Data provided:
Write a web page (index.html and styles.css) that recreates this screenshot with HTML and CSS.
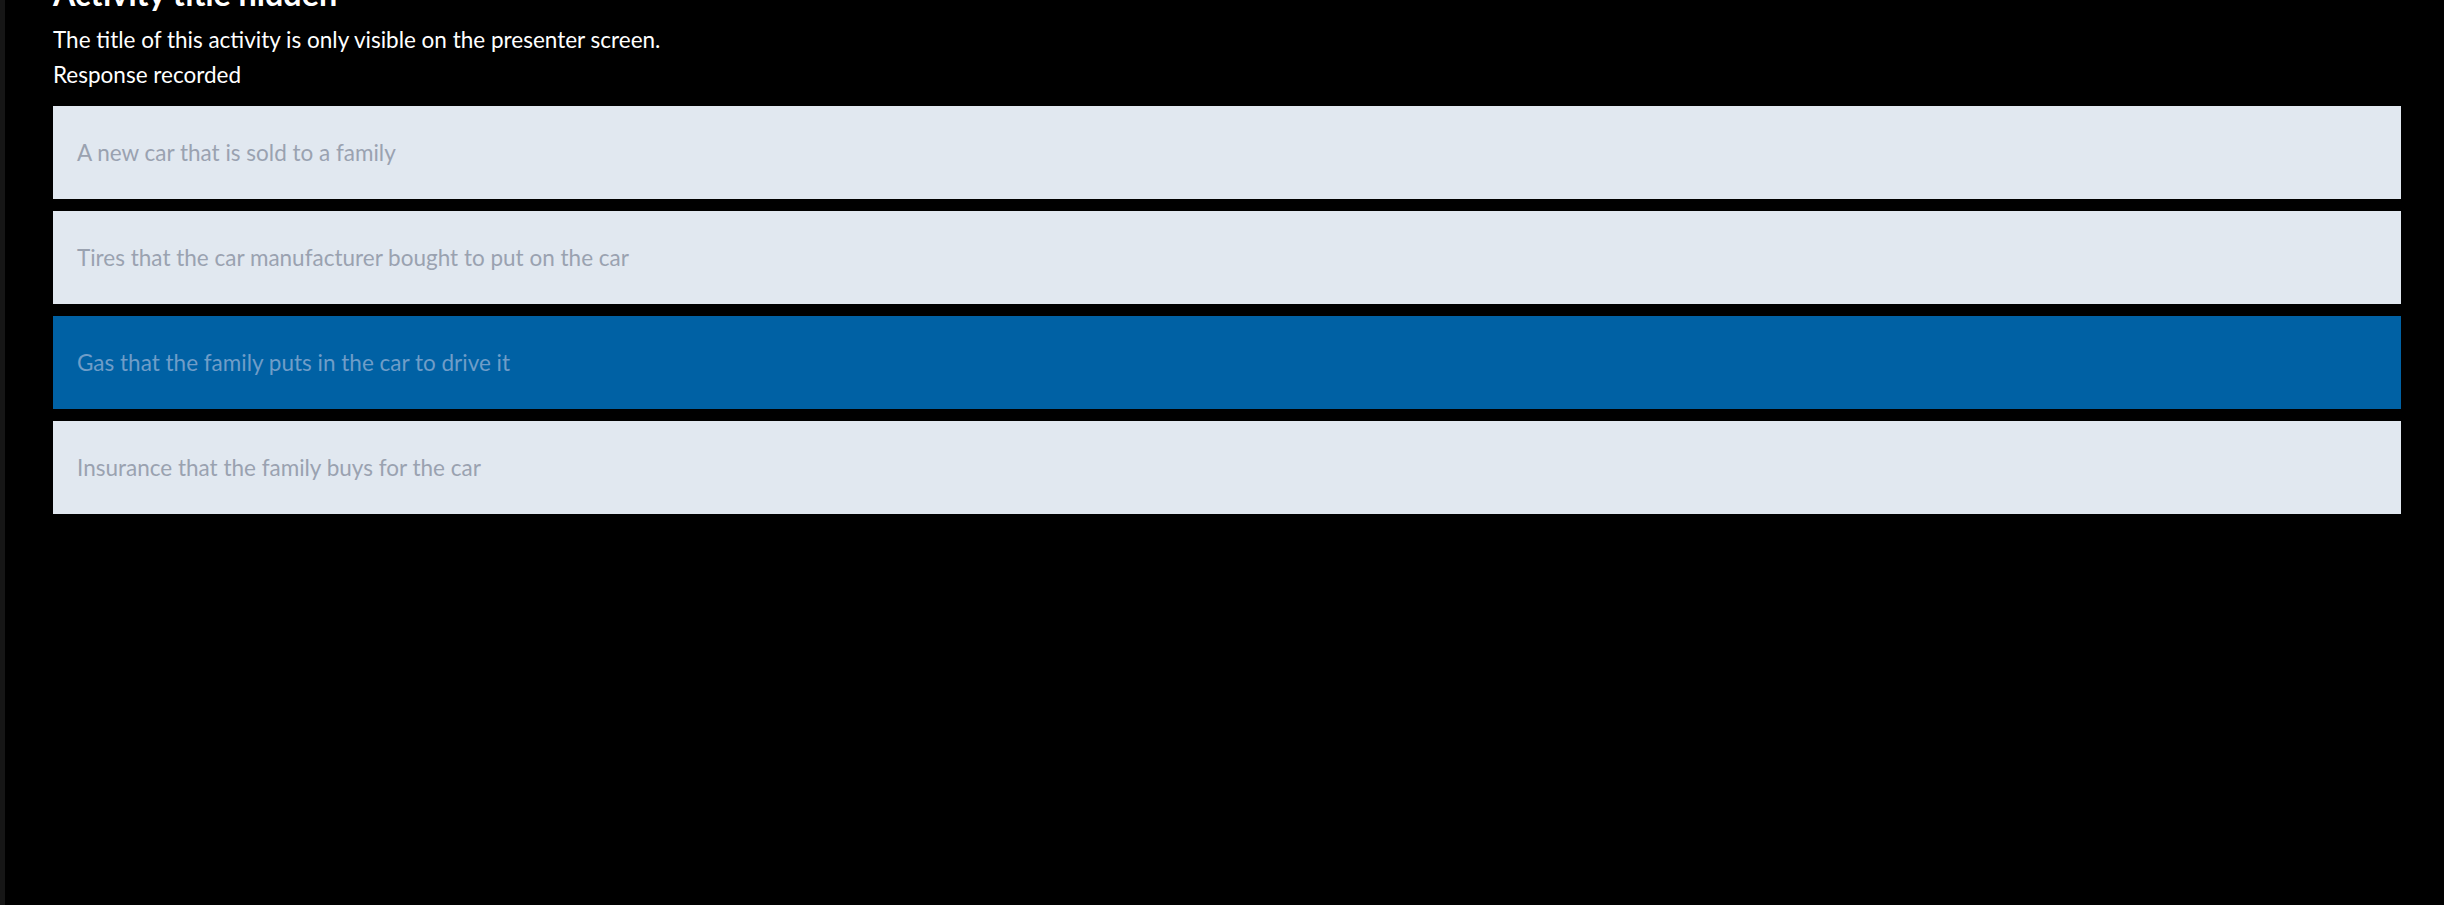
FILE: index.html
```html
<!DOCTYPE html>
<html lang="en">
<head>
<meta charset="utf-8">
<title>Activity</title>
<link rel="stylesheet" href="styles.css">
</head>
<body>
<div class="page">
  <div class="rail"></div>
  <main class="content">
    <h1 class="title">Activity title hidden</h1>
    <p class="line">The title of this activity is only visible on the presenter screen.</p>
    <p class="line">Response recorded</p>
    <ul class="options">
      <li class="option">A new car that is sold to a family</li>
      <li class="option">Tires that the car manufacturer bought to put on the car</li>
      <li class="option option-selected">Gas that the family puts in the car to drive it</li>
      <li class="option">Insurance that the family buys for the car</li>
    </ul>
  </main>
</div>
</body>
</html>
```
FILE: styles.css
```css
html, body {
  margin: 0;
  padding: 0;
  height: 100%;
  background: #000;
  overflow: hidden;
}
.page {
  display: flex;
  height: 100%;
  font-family: "Lato", "Liberation Sans", sans-serif;
}
.rail {
  width: 5px;
  flex: none;
  background: #161616;
}
.content {
  flex: 1;
  padding: 0 43px 0 48px;
}
.title {
  margin: -26px 0 0;
  font-size: 32.3px;
  line-height: 40px;
  font-weight: 700;
  color: #fff;
}
.line {
  margin: 0;
  font-size: 22.5px;
  line-height: 35px;
  color: #fff;
}
.title + .line {
  margin-top: 8px;
}
.options {
  list-style: none;
  margin: 14px 0 0;
  padding: 0;
  display: flex;
  flex-direction: column;
  gap: 12px;
}
.option {
  height: 93px;
  display: flex;
  align-items: center;
  padding: 0 24px;
  background: #e1e8f0;
  color: #9aa2b0;
  font-size: 22.5px;
  line-height: 27px;
}
.option-selected {
  background: #0061a4;
  color: #6f9dc8;
}
```
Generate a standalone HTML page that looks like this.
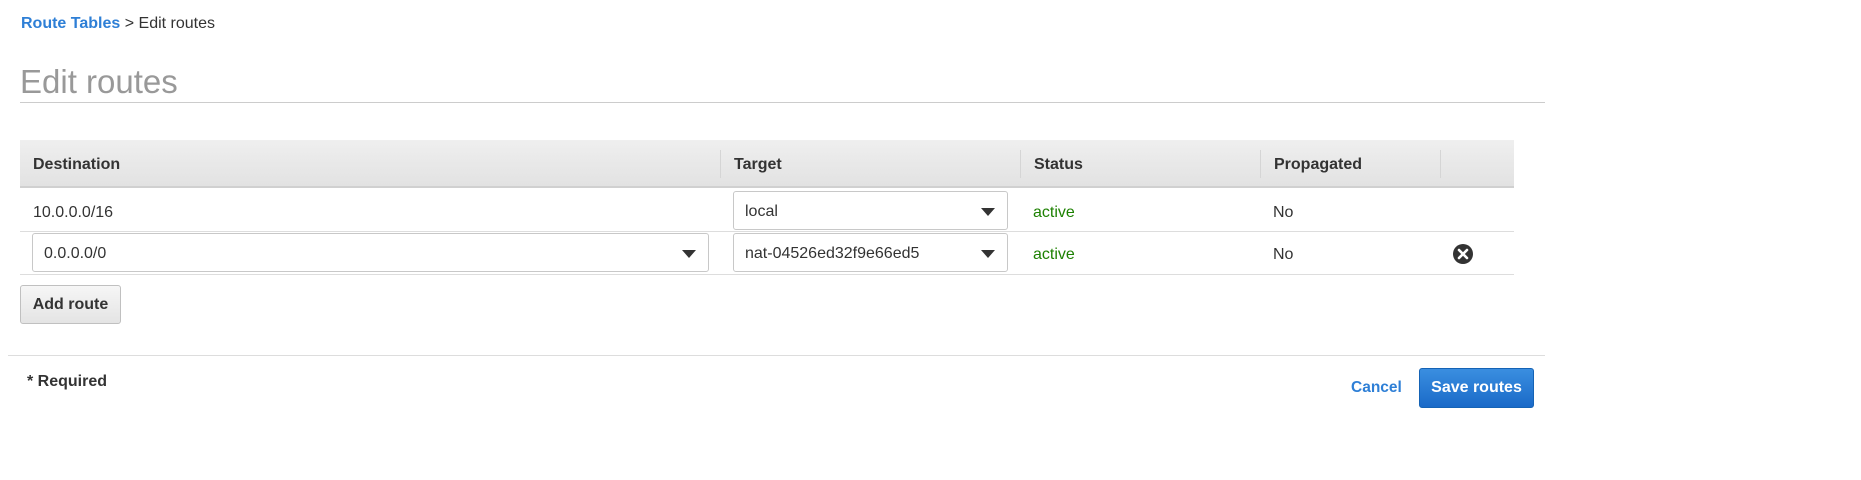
<!DOCTYPE html>
<html><head><style>
body{margin:0;width:1861px;height:480px;background:#fff;font-family:"Liberation Sans",Arial,sans-serif;color:#333;position:relative;overflow:hidden}
.a{position:absolute}
.sel{position:absolute;border:1px solid #c8c8c8;border-radius:3px;background:#fff;box-sizing:border-box;font-size:16px;line-height:40px;padding-left:11px;color:#333}
.sel:after{content:"";position:absolute;right:12px;top:16px;border-left:7px solid transparent;border-right:7px solid transparent;border-top:8px solid #333}
.th{position:absolute;top:156px;font-size:16px;font-weight:bold;color:#333}
.sep{position:absolute;top:150px;width:1px;height:28px;background:#d5d5d5}
.t{position:absolute;font-size:16px;line-height:20px}
</style></head><body>
<div class="a" style="left:21px;top:15px;font-size:16px"><span style="color:#2e7fd6;font-weight:bold">Route Tables</span> &gt; Edit routes</div>
<div class="a" style="left:20px;top:63px;font-size:33px;color:#999">Edit routes</div>
<div class="a" style="left:20px;top:102px;width:1525px;height:1px;background:#ccc"></div>

<div class="a" style="left:20px;top:140px;width:1494px;height:48px;background:linear-gradient(#efefef,#e2e2e2);border-bottom:2px solid #d0d0d0;box-sizing:border-box"></div>
<div class="th" style="left:33px">Destination</div>
<div class="sep" style="left:720px"></div><div class="th" style="left:734px">Target</div>
<div class="sep" style="left:1020px"></div><div class="th" style="left:1034px">Status</div>
<div class="sep" style="left:1260px"></div><div class="th" style="left:1274px">Propagated</div>
<div class="sep" style="left:1440px"></div>

<div class="t" style="left:33px;top:203px">10.0.0.0/16</div>
<div class="sel" style="left:733px;top:191px;width:275px;height:39px">local</div>
<div class="t" style="left:1033px;top:203px;color:#1d8102">active</div>
<div class="t" style="left:1273px;top:203px">No</div>
<div class="a" style="left:20px;top:231px;width:1494px;height:1px;background:#ddd"></div>

<div class="sel" style="left:32px;top:233px;width:677px;height:39px">0.0.0.0/0</div>
<div class="sel" style="left:733px;top:233px;width:275px;height:39px">nat-04526ed32f9e66ed5</div>
<div class="t" style="left:1033px;top:245px;color:#1d8102">active</div>
<div class="t" style="left:1273px;top:245px">No</div>
<svg class="a" style="left:1453px;top:244px" width="20" height="20" viewBox="0 0 20 20"><circle cx="10" cy="10" r="10" fill="#333"/><path d="M6 6L14 14M14 6L6 14" stroke="#fff" stroke-width="2.6" stroke-linecap="round"/></svg>
<div class="a" style="left:20px;top:274px;width:1494px;height:1px;background:#ddd"></div>

<div class="a" style="left:20px;top:285px;width:101px;height:39px;box-sizing:border-box;border:1px solid #c0c0c0;border-radius:3px;background:linear-gradient(#f6f6f6,#e4e4e4);font-size:16px;font-weight:bold;line-height:37px;text-align:center">Add route</div>

<div class="a" style="left:8px;top:355px;width:1537px;height:1px;background:#ddd"></div>
<div class="a" style="left:27px;top:373px;font-size:16px;font-weight:bold">* Required</div>
<div class="a" style="left:1351px;top:379px;font-size:15.5px;font-weight:bold;color:#2e7fd6">Cancel</div>
<div class="a" style="left:1419px;top:368px;width:115px;height:40px;box-sizing:border-box;border:1px solid #1563b5;border-radius:3px;background:linear-gradient(#3a8ee0,#1a6ac8);color:#fff;font-size:16px;font-weight:bold;line-height:38px;text-align:center">Save routes</div>
</body></html>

The request: Pictures are excluded; copy every other part of the records exactly.

Result of the task:
Write a web page (index.html and styles.css) that recreates this screenshot with HTML and CSS.
FILE: index.html
```html
<!DOCTYPE html>
<html lang="en">
<head>
<meta charset="utf-8">
<title>Activity</title>
<link rel="stylesheet" href="styles.css">
</head>
<body>
<div class="page">
  <div class="rail"></div>
  <main class="content">
    <h1 class="title">Activity title hidden</h1>
    <p class="line">The title of this activity is only visible on the presenter screen.</p>
    <p class="line">Response recorded</p>
    <ul class="options">
      <li class="option">A new car that is sold to a family</li>
      <li class="option">Tires that the car manufacturer bought to put on the car</li>
      <li class="option option-selected">Gas that the family puts in the car to drive it</li>
      <li class="option">Insurance that the family buys for the car</li>
    </ul>
  </main>
</div>
</body>
</html>
```
FILE: styles.css
```css
html, body {
  margin: 0;
  padding: 0;
  height: 100%;
  background: #000;
  overflow: hidden;
}
.page {
  display: flex;
  height: 100%;
  font-family: "Lato", "Liberation Sans", sans-serif;
}
.rail {
  width: 5px;
  flex: none;
  background: #161616;
}
.content {
  flex: 1;
  padding: 0 43px 0 48px;
}
.title {
  margin: -26px 0 0;
  font-size: 32.3px;
  line-height: 40px;
  font-weight: 700;
  color: #fff;
}
.line {
  margin: 0;
  font-size: 22.5px;
  line-height: 35px;
  color: #fff;
}
.title + .line {
  margin-top: 8px;
}
.options {
  list-style: none;
  margin: 14px 0 0;
  padding: 0;
  display: flex;
  flex-direction: column;
  gap: 12px;
}
.option {
  height: 93px;
  display: flex;
  align-items: center;
  padding: 0 24px;
  background: #e1e8f0;
  color: #9aa2b0;
  font-size: 22.5px;
  line-height: 27px;
}
.option-selected {
  background: #0061a4;
  color: #6f9dc8;
}
```
Generate a standalone HTML page that looks like this.
<!DOCTYPE html>
<html><head><style>
body{margin:0;width:1861px;height:480px;background:#fff;font-family:"Liberation Sans",Arial,sans-serif;color:#333;position:relative;overflow:hidden}
.a{position:absolute}
.sel{position:absolute;border:1px solid #c8c8c8;border-radius:3px;background:#fff;box-sizing:border-box;font-size:16px;line-height:40px;padding-left:11px;color:#333}
.sel:after{content:"";position:absolute;right:12px;top:16px;border-left:7px solid transparent;border-right:7px solid transparent;border-top:8px solid #333}
.th{position:absolute;top:156px;font-size:16px;font-weight:bold;color:#333}
.sep{position:absolute;top:150px;width:1px;height:28px;background:#d5d5d5}
.t{position:absolute;font-size:16px;line-height:20px}
</style></head><body>
<div class="a" style="left:21px;top:15px;font-size:16px"><span style="color:#2e7fd6;font-weight:bold">Route Tables</span> &gt; Edit routes</div>
<div class="a" style="left:20px;top:63px;font-size:33px;color:#999">Edit routes</div>
<div class="a" style="left:20px;top:102px;width:1525px;height:1px;background:#ccc"></div>

<div class="a" style="left:20px;top:140px;width:1494px;height:48px;background:linear-gradient(#efefef,#e2e2e2);border-bottom:2px solid #d0d0d0;box-sizing:border-box"></div>
<div class="th" style="left:33px">Destination</div>
<div class="sep" style="left:720px"></div><div class="th" style="left:734px">Target</div>
<div class="sep" style="left:1020px"></div><div class="th" style="left:1034px">Status</div>
<div class="sep" style="left:1260px"></div><div class="th" style="left:1274px">Propagated</div>
<div class="sep" style="left:1440px"></div>

<div class="t" style="left:33px;top:203px">10.0.0.0/16</div>
<div class="sel" style="left:733px;top:191px;width:275px;height:39px">local</div>
<div class="t" style="left:1033px;top:203px;color:#1d8102">active</div>
<div class="t" style="left:1273px;top:203px">No</div>
<div class="a" style="left:20px;top:231px;width:1494px;height:1px;background:#ddd"></div>

<div class="sel" style="left:32px;top:233px;width:677px;height:39px">0.0.0.0/0</div>
<div class="sel" style="left:733px;top:233px;width:275px;height:39px">nat-04526ed32f9e66ed5</div>
<div class="t" style="left:1033px;top:245px;color:#1d8102">active</div>
<div class="t" style="left:1273px;top:245px">No</div>
<svg class="a" style="left:1453px;top:244px" width="20" height="20" viewBox="0 0 20 20"><circle cx="10" cy="10" r="10" fill="#333"/><path d="M6 6L14 14M14 6L6 14" stroke="#fff" stroke-width="2.6" stroke-linecap="round"/></svg>
<div class="a" style="left:20px;top:274px;width:1494px;height:1px;background:#ddd"></div>

<div class="a" style="left:20px;top:285px;width:101px;height:39px;box-sizing:border-box;border:1px solid #c0c0c0;border-radius:3px;background:linear-gradient(#f6f6f6,#e4e4e4);font-size:16px;font-weight:bold;line-height:37px;text-align:center">Add route</div>

<div class="a" style="left:8px;top:355px;width:1537px;height:1px;background:#ddd"></div>
<div class="a" style="left:27px;top:373px;font-size:16px;font-weight:bold">* Required</div>
<div class="a" style="left:1351px;top:379px;font-size:15.5px;font-weight:bold;color:#2e7fd6">Cancel</div>
<div class="a" style="left:1419px;top:368px;width:115px;height:40px;box-sizing:border-box;border:1px solid #1563b5;border-radius:3px;background:linear-gradient(#3a8ee0,#1a6ac8);color:#fff;font-size:16px;font-weight:bold;line-height:38px;text-align:center">Save routes</div>
</body></html>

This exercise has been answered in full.